Data powers everything we do and we are collecting it at unprecedented rates. The driver for research at DISCS is to create a storage infrastructure that enables us to gain insights from this data in a fast and energy-conscious manner. See details on our three main research directions below.

See our publications here.
We open-source all our code. Have a look here.

Systems for Data Science & Machine Learning

Explore how storage can support ML & data science workloads in real-time, on TB-scale datasets.

This research is done in collaboration with MLCommons.

Data Science and ML workloads are ubiquitous. From taking care of our health to running businesses to managing our energy systems and transport planning, we leverage learning to make more informed decisions. We obtain these insights through a combination of algorithms and vast amounts of data. The way data is stored and accessed strongly influences how fast the algorithms can provide us with useful insights. Inefficient data management can unfortunately slow down the entire pipeline.

The needs of ML and Data Science workloads are poorly met by current general-purpose storage systems. To obtain fast results, existing systems rely on heuristics or use stale information. At DISCS, we are designing new tools and storage systems that (1) scale with TB-scale datasets used by Data Science and ML (2) ingest and clean incoming data at high throughput, and (3) serve data with low latency.

This challenging goal entails many research directions, such as identifying opportunities to reduce data movement, designing adaptable data structures that harmonize with Data Science workloads, and the creative use of new storage resources (e.g., NVRAM, fast SSDs, etc.).

Storage Building Blocks for Fast Devices

Redesign caching, files systems, and indexes for new hardware and real systems.

Emerging storage technologies are challenging fundamental assumptions in computer systems design. One major assumption is the significant performance gap between memory and persistent storage access. This gap is now bridged by Byte-addressable persistent memory. Another assumption is that I/O bandwidth is the main bottleneck in storage systems. This too has changed with the development of new fast drives (e.g., Intel Optane NVMe SSDs) shifting the bottleneck to the CPU. In addition, the storage stack is getting deeper and more heterogeneous. It is likely that in a typical server developers and system administrators will have to manage will contain RAM, persistent memory, different types of SSDs and hard disks.

These hardware advances provide an opportunity to redesign the basic storage building blocks, such as file systems, caching policies, key-value stores, and relational databases, as well as re-questioning the appropriate level of support that should be ensured by the Operating System.

Ultimately, given that the hardware and the workloads keep evolving, our long-term vision is to create a framework that automatically generates storage systems which meet the desired performance requirements, given the workload profile and a set of generic hardware characteristics as inputs.

Efficient Data Management for Edge Computing

Shape data management for IoT devices, which will be the world’s largest data producers by 2025.

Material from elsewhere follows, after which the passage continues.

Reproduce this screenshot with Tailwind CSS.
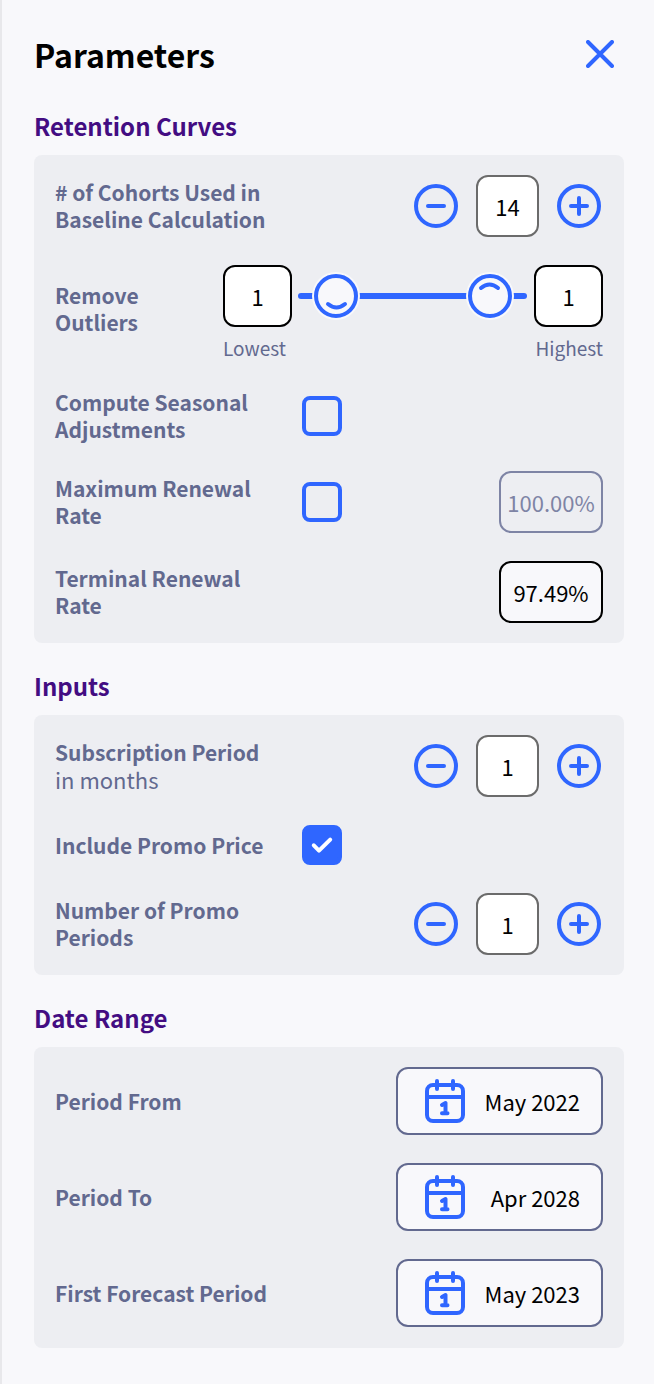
<!DOCTYPE html>
<html lang="en">
<head>
    <meta charset="UTF-8">
    <meta name="viewport" content="width=device-width, initial-scale=1.0">
    <title>Parameters</title>
    <script src="https://cdn.jsdelivr.net/npm/@tailwindcss/browser@4"></script>
</head>
<body class="bg-[#f8f8fb] font-['Noto_Sans_CJK_SC','Noto_Sans',sans-serif] text-[21px] leading-[27px] text-black">
    <!-- shared icons -->
    <svg class="hidden">
        <symbol id="minus" viewBox="0 0 44 44" fill="none" stroke="currentColor" stroke-width="4" stroke-linecap="round">
            <circle cx="22" cy="22" r="20"/>
            <path d="M14 22H30"/>
        </symbol>
        <symbol id="plus" viewBox="0 0 44 44" fill="none" stroke="currentColor" stroke-width="4" stroke-linecap="round">
            <circle cx="22" cy="22" r="20"/>
            <path d="M14 22H30M22 14V30"/>
        </symbol>
        <symbol id="check" viewBox="0 0 40 40" fill="none" stroke="currentColor" stroke-width="4" stroke-linecap="round" stroke-linejoin="round">
            <path d="M11.8 20.3L17 25.6L28.2 14.6"/>
        </symbol>
        <symbol id="calendar" viewBox="0 0 40 44" fill="none" stroke="currentColor" stroke-width="4" stroke-linecap="round" stroke-linejoin="round">
            <rect x="2" y="6" width="36" height="36" rx="6"/>
            <path d="M2 18H38" stroke-linecap="butt"/>
            <path d="M12 2V10M28 2V10"/>
            <path d="M17 26L20.5 24V34M17 34.3H22.5"/>
        </symbol>
    </svg>

    <main class="min-h-screen border-l-2 border-[#e8e8eb] pt-8 pr-[30px] pb-8 pl-8">
        <header class="flex items-start justify-between pr-[10px] mb-8">
            <h1 class="text-[32px] leading-[44px] font-bold">Parameters</h1>
            <button type="button" aria-label="Close" class="mt-2 text-[#2f66ff]">
                <svg class="size-7" viewBox="0 0 28 28" fill="none" stroke="currentColor" stroke-width="4" stroke-linecap="round"><path d="M2 2L26 26M26 2L2 26"/></svg>
            </button>
        </header>

        <section class="mb-[25px]">
            <h2 class="mb-[11px] text-[24px] leading-[36px] font-bold text-[#430d82]">Retention Curves</h2>
            <div class="flex flex-col gap-7 rounded-lg bg-[#edeef2] px-[21px] py-5">
                <div class="flex items-center justify-between">
                    <label for="cohorts" class="w-[219px] font-bold text-[#62698f]"># of Cohorts Used in Baseline Calculation</label>
                    <div class="flex items-center gap-[18px] pr-[2px]">
                        <button type="button" aria-label="Decrease" data-step="-1" class="text-[#2f66ff]"><svg class="size-11"><use href="#minus"/></svg></button>
                        <input id="cohorts" type="text" value="14" class="h-[62px] w-[63px] rounded-xl border-2 border-[#6b6b6b] bg-white text-center text-[22px]">
                        <button type="button" aria-label="Increase" data-step="1" class="text-[#2f66ff]"><svg class="size-11"><use href="#plus"/></svg></button>
                    </div>
                </div>

                <div class="flex items-start justify-between">
                    <span class="w-[120px] pt-[17px] font-bold text-[#62698f]">Remove Outliers</span>
                    <div class="flex items-start gap-[6px]">
                        <div class="flex flex-col gap-2">
                            <input id="lowest" type="text" value="1" class="h-[62px] w-[69px] rounded-xl border-2 border-black bg-white text-center text-[22px]">
                            <label for="lowest" class="w-[69px] text-[19px] leading-[26px] text-[#62698f]">Lowest</label>
                        </div>
                        <div class="relative mt-[7px] h-12 w-[230px]">
                            <svg class="size-full" viewBox="0 0 230 48" fill="none" stroke="#2f66ff" stroke-width="4" stroke-linecap="round">
                                <path d="M3 24H226" stroke-width="6"/>
                                <circle cx="38" cy="24" r="24" fill="#f8f8fb" stroke="none"/>
                                <circle cx="38" cy="24" r="20"/>
                                <path d="M30 32Q38.5 39 47 32"/>
                                <circle cx="192" cy="24" r="24" fill="#f8f8fb" stroke="none"/>
                                <circle cx="192" cy="24" r="20"/>
                                <path d="M183 16Q191.5 9 200 16"/>
                            </svg>
                            <input type="range" min="0" max="10" value="1" aria-label="Lowest outliers" class="absolute inset-y-0 left-0 w-1/2 opacity-0">
                            <input type="range" min="0" max="10" value="9" aria-label="Highest outliers" class="absolute inset-y-0 right-0 w-1/2 opacity-0">
                        </div>
                        <div class="flex flex-col items-end gap-2">
                            <input id="highest" type="text" value="1" class="h-[62px] w-[69px] rounded-xl border-2 border-black bg-white text-center text-[22px]">
                            <label for="highest" class="text-[19px] leading-[26px] text-[#62698f]">Highest</label>
                        </div>
                    </div>
                </div>

                <div class="flex items-center gap-7">
                    <label for="seasonal" class="w-[219px] font-bold text-[#62698f]">Compute Seasonal Adjustments</label>
                    <div class="grid size-10">
                        <input id="seasonal" type="checkbox" class="peer col-start-1 row-start-1 size-10 appearance-none rounded-lg border-4 border-[#2f66ff] checked:bg-[#2f66ff]">
                        <svg class="pointer-events-none invisible col-start-1 row-start-1 size-10 text-white peer-checked:visible"><use href="#check"/></svg>
                    </div>
                </div>

                <div class="flex items-center gap-7">
                    <label for="max-on" class="w-[219px] font-bold text-[#62698f]">Maximum Renewal Rate</label>
                    <div class="grid size-10">
                        <input id="max-on" type="checkbox" class="peer col-start-1 row-start-1 size-10 appearance-none rounded-lg border-4 border-[#2f66ff] checked:bg-[#2f66ff]">
                        <svg class="pointer-events-none invisible col-start-1 row-start-1 size-10 text-white peer-checked:visible"><use href="#check"/></svg>
                    </div>
                    <input id="max-rate" type="text" value="100.00%" disabled aria-label="Maximum renewal rate value" class="ml-auto h-[62px] w-[104px] rounded-xl border-2 border-[#7e84a5] text-center text-[22px] text-[#7e84a5]">
                </div>

                <div class="flex items-center justify-between">
                    <label for="terminal" class="w-[219px] font-bold text-[#62698f]">Terminal Renewal Rate</label>
                    <input id="terminal" type="text" value="97.49%" class="h-[62px] w-[104px] rounded-xl border-2 border-black bg-[#f8f8fb] text-center text-[22px]">
                </div>
            </div>
        </section>

        <section class="mb-[25px]">
            <h2 class="mb-[11px] text-[24px] leading-[36px] font-bold text-[#430d82]">Inputs</h2>
            <div class="flex flex-col gap-7 rounded-lg bg-[#edeef2] px-[21px] py-5">
                <div class="flex items-center justify-between">
                    <label for="sub-period" class="w-[219px] font-bold text-[#62698f]">Subscription Period <span class="block text-[22px] font-normal">in months</span></label>
                    <div class="flex items-center gap-[18px] pr-[2px]">
                        <button type="button" aria-label="Decrease" data-step="-1" class="text-[#2f66ff]"><svg class="size-11"><use href="#minus"/></svg></button>
                        <input id="sub-period" type="text" value="1" class="h-[62px] w-[63px] rounded-xl border-2 border-[#6b6b6b] bg-white text-center text-[22px]">
                        <button type="button" aria-label="Increase" data-step="1" class="text-[#2f66ff]"><svg class="size-11"><use href="#plus"/></svg></button>
                    </div>
                </div>

                <div class="flex items-center gap-7">
                    <label for="promo" class="w-[219px] font-bold text-[#62698f]">Include Promo Price</label>
                    <div class="grid size-10">
                        <input id="promo" type="checkbox" checked class="peer col-start-1 row-start-1 size-10 appearance-none rounded-lg border-4 border-[#2f66ff] checked:bg-[#2f66ff]">
                        <svg class="pointer-events-none invisible col-start-1 row-start-1 size-10 text-white peer-checked:visible"><use href="#check"/></svg>
                    </div>
                </div>

                <div class="flex items-center justify-between">
                    <label for="promo-periods" class="w-[219px] font-bold text-[#62698f]">Number of Promo Periods</label>
                    <div class="flex items-center gap-[18px] pr-[2px]">
                        <button type="button" aria-label="Decrease" data-step="-1" class="text-[#2f66ff]"><svg class="size-11"><use href="#minus"/></svg></button>
                        <input id="promo-periods" type="text" value="1" class="h-[62px] w-[63px] rounded-xl border-2 border-[#6b6b6b] bg-white text-center text-[22px]">
                        <button type="button" aria-label="Increase" data-step="1" class="text-[#2f66ff]"><svg class="size-11"><use href="#plus"/></svg></button>
                    </div>
                </div>
            </div>
        </section>

        <section>
            <h2 class="mb-[11px] text-[24px] leading-[36px] font-bold text-[#430d82]">Date Range</h2>
            <div class="flex flex-col gap-7 rounded-lg bg-[#edeef2] px-[21px] pt-5 pb-[21px]">
                <div class="flex items-center justify-between">
                    <label for="from" class="font-bold text-[#62698f]">Period From</label>
                    <button id="from" type="button" class="flex h-[68px] w-[207px] items-center justify-between rounded-xl border-2 border-[#62698f] bg-[#f8f8fb] pr-[21px] pl-[27px] text-[22px]">
                        <svg class="h-11 w-10 text-[#2f66ff]"><use href="#calendar"/></svg>
                        <span>May 2022</span>
                    </button>
                </div>
                <div class="flex items-center justify-between">
                    <label for="to" class="font-bold text-[#62698f]">Period To</label>
                    <button id="to" type="button" class="flex h-[68px] w-[207px] items-center justify-between rounded-xl border-2 border-[#62698f] bg-[#f8f8fb] pr-[21px] pl-[27px] text-[22px]">
                        <svg class="h-11 w-10 text-[#2f66ff]"><use href="#calendar"/></svg>
                        <span>Apr 2028</span>
                    </button>
                </div>
                <div class="flex items-center justify-between">
                    <label for="forecast" class="font-bold text-[#62698f]">First Forecast Period</label>
                    <button id="forecast" type="button" class="flex h-[68px] w-[207px] items-center justify-between rounded-xl border-2 border-[#62698f] bg-[#f8f8fb] pr-[21px] pl-[27px] text-[22px]">
                        <svg class="h-11 w-10 text-[#2f66ff]"><use href="#calendar"/></svg>
                        <span>May 2023</span>
                    </button>
                </div>
            </div>
        </section>
    </main>

    <script>
        document.querySelectorAll('[data-step]').forEach((button) => {
            button.addEventListener('click', () => {
                const input = button.parentElement.querySelector('input');
                input.value = Math.max(0, Number(input.value) + Number(button.dataset.step));
            });
        });

        document.getElementById('max-on').addEventListener('change', (e) => {
            document.getElementById('max-rate').disabled = !e.target.checked;
        });
    </script>
</body>
</html>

This research is done as a part of a DND IDEaS micro-net, in collaboration with Profs. Eyal de Lara and David Lie from the University of Toronto, Prof. Aastha Mehta from UBC, and Prof. Julien Gascon-Samson from ETS Montreal.

The Internet of Things (IoT) is a fast-growing field that produces vast amounts of data. In fact, it is estimated that the data produced by IoT workloads alone in 2025 will be larger than all of the data we will produce in 2020. Naturally, this is an excellent opportunity for storage research.

IoT poses serious challenges in terms of resource management. Numerous IoT settings make use of battery-powered devices with limited energy, low storage and data processing capacities, and unreliable connectivity. An interesting direction is determining at what granularity such systems should store data at the sensor-, edge-, and cloud-levels, while developing energy-efficient schemes for data-filtering and data movement between these layers. In addition, the nature of the collected data raises compelling questions as well. One possible avenue is designing data layouts that are suitable for storing vast amounts of noisy data, which may also contain high levels of redundancy (e.g., in video surveillance systems).